Hundred Acre Wood. Image credit: Gilbert McCarragher

“Many rooms have been designed around distinct and bespoke pieces of furniture. Other set-piece rooms include one with a locally-sourced leather ceiling in a deep purple, another with a secret ‘scooby-doo’ bookcase door, as well as others with copper ceilings and charred oak cladding. At Hundred Acre Wood, space, light and material have been expertly crafted to create a distinctive style and rhythm – a kind of spatial poetry.”

Half of Eleven, a new property on the Isle of Skye designed by Dualchas Architects, has won the Scottish Forestry/Wood For Good Best Use of Timber Award.
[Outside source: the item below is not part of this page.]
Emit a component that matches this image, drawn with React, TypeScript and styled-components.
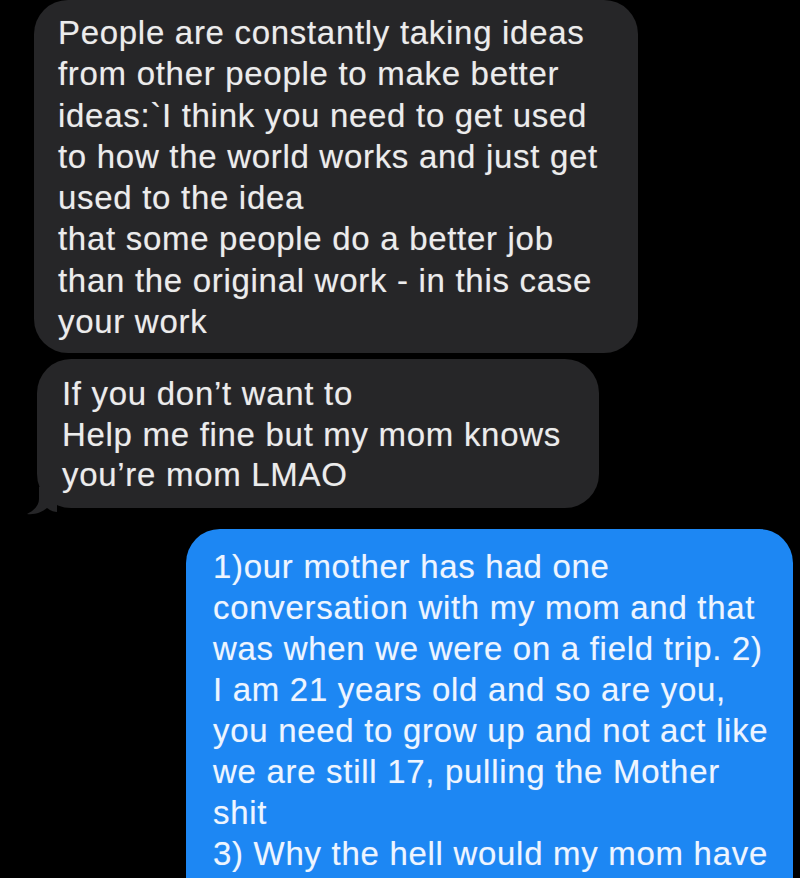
import React from "react";
import styled, { createGlobalStyle } from "styled-components";

const Global = createGlobalStyle`
  html, body { margin: 0; padding: 0; background: #000; }
  body { overflow: hidden; }
`;

const Screen = styled.div`
  width: 800px;
  height: 878px;
  background: #000;
  overflow: hidden;
  display: flex;
  flex-direction: column;
  font-family: "Liberation Sans", Arial, sans-serif;
`;

const Row = styled.div<{ $side: "left" | "right"; $gap: number; $inset: number }>`
  display: flex;
  justify-content: ${(p) => (p.$side === "left" ? "flex-start" : "flex-end")};
  margin-top: ${(p) => p.$gap}px;
  padding-left: ${(p) => (p.$side === "left" ? p.$inset : 0)}px;
  padding-right: ${(p) => (p.$side === "right" ? p.$inset : 0)}px;
`;

const Bubble = styled.div<{
  $tone: "gray" | "blue";
  $width: number;
  $pad: string;
  $lh: number;
}>`
  position: relative;
  box-sizing: border-box;
  width: ${(p) => p.$width}px;
  padding: ${(p) => p.$pad};
  border-radius: 34px;
  background: ${(p) => (p.$tone === "gray" ? "#262628" : "#1d87f3")};
  color: ${(p) => (p.$tone === "gray" ? "#ececec" : "#eef5ff")};
  font-size: 33px;
  letter-spacing: 0.7px;
  line-height: ${(p) => p.$lh}px;
  white-space: pre;
  text-shadow: 0 0 1px rgba(255, 255, 255, 0.35);
`;

const OpenBubble = styled(Bubble)`
  border-bottom-left-radius: 0;
  border-bottom-right-radius: 0;
  min-height: 360px;
`;

const Line = styled.div``;

const Tail = styled.svg`
  position: absolute;
  left: -10px;
  bottom: -7px;
  width: 30px;
  height: 28px;
`;

const first = [
  "People are constantly taking ideas",
  "from other people to make better",
  "ideas:`I think you need to get used",
  "to how the world works and just get",
  "used to the idea",
  "that some people do a better job",
  "than the original work - in this case",
  "your work",
];

const second = [
  "If you don\u2019t want to",
  "Help me fine but my mom knows",
  "you\u2019re mom LMAO",
];

const third = [
  "1)our mother has had one",
  "conversation with my mom and that",
  "was when we were on a field trip. 2)",
  "I am 21 years old and so are you,",
  "you need to grow up and not act like",
  "we are still 17, pulling the Mother",
  "shit",
  "3) Why the hell would my mom have",
];

export default function App() {
  return (
    <>
      <Global />
      <Screen>
        <Row $side="left" $gap={0} $inset={34}>
          <Bubble $tone="gray" $width={604} $pad="12px 20px 11px 24px" $lh={41.3}>
            {first.map((l, i) => (
              <Line key={i}>{l}</Line>
            ))}
          </Bubble>
        </Row>
        <Row $side="left" $gap={6} $inset={37}>
          <Bubble $tone="gray" $width={562} $pad="15px 20px 12px 25px" $lh={40.5}>
            {second.map((l, i) => (
              <Line key={i}>{l}</Line>
            ))}
            <Tail viewBox="0 0 30 28">
              <path
                d="M12 0 L12 12 C12 18 8 23 0 27 C8 28 15 25 20 21 C24 24 28 25 30 25 L30 0 Z"
                fill="#262628"
              />
            </Tail>
          </Bubble>
        </Row>
        <Row $side="right" $gap={21} $inset={7}>
          <OpenBubble $tone="blue" $width={607} $pad="17px 20px 0 27px" $lh={41}>
            {third.map((l, i) => (
              <Line key={i}>{l}</Line>
            ))}
          </OpenBubble>
        </Row>
      </Screen>
    </>
  );
}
Dualchas designed Half of Eleven as a self-build house, which the owners have built on a modest budget as they work to regenerate their neglected croft in the coastal township of Breakish.

The new house appears as a ‘simple and unobtrusive’ addition to the landscape, with large windows in the main living space providing beautiful views, and timber cladding used to allow the building to blend naturally with its surroundings. The extensive use of timber continues inside.

The jury citation reads as follows:

“Half of Eleven is a fantastic example of how timber can be used to create a beautiful simple family home, on a limited budget. The building was conceived with economic use of materials and is principally comprised of a timber structure, which has been highly insulated to reduce energy demands. Internally exposed timber beams provide texture character to the ceiling of the primary spaces. Oak plywood dressers elegantly divide the large main family living areas.

Half of Eleven. Image credit: David Barbour

“Externally, vertical untreated larch has been used to clad the building and to create semi-enclosed external circulation zones. The silvering wood has been expertly installed by self-building clients and blends the building into the surrounding landscape.”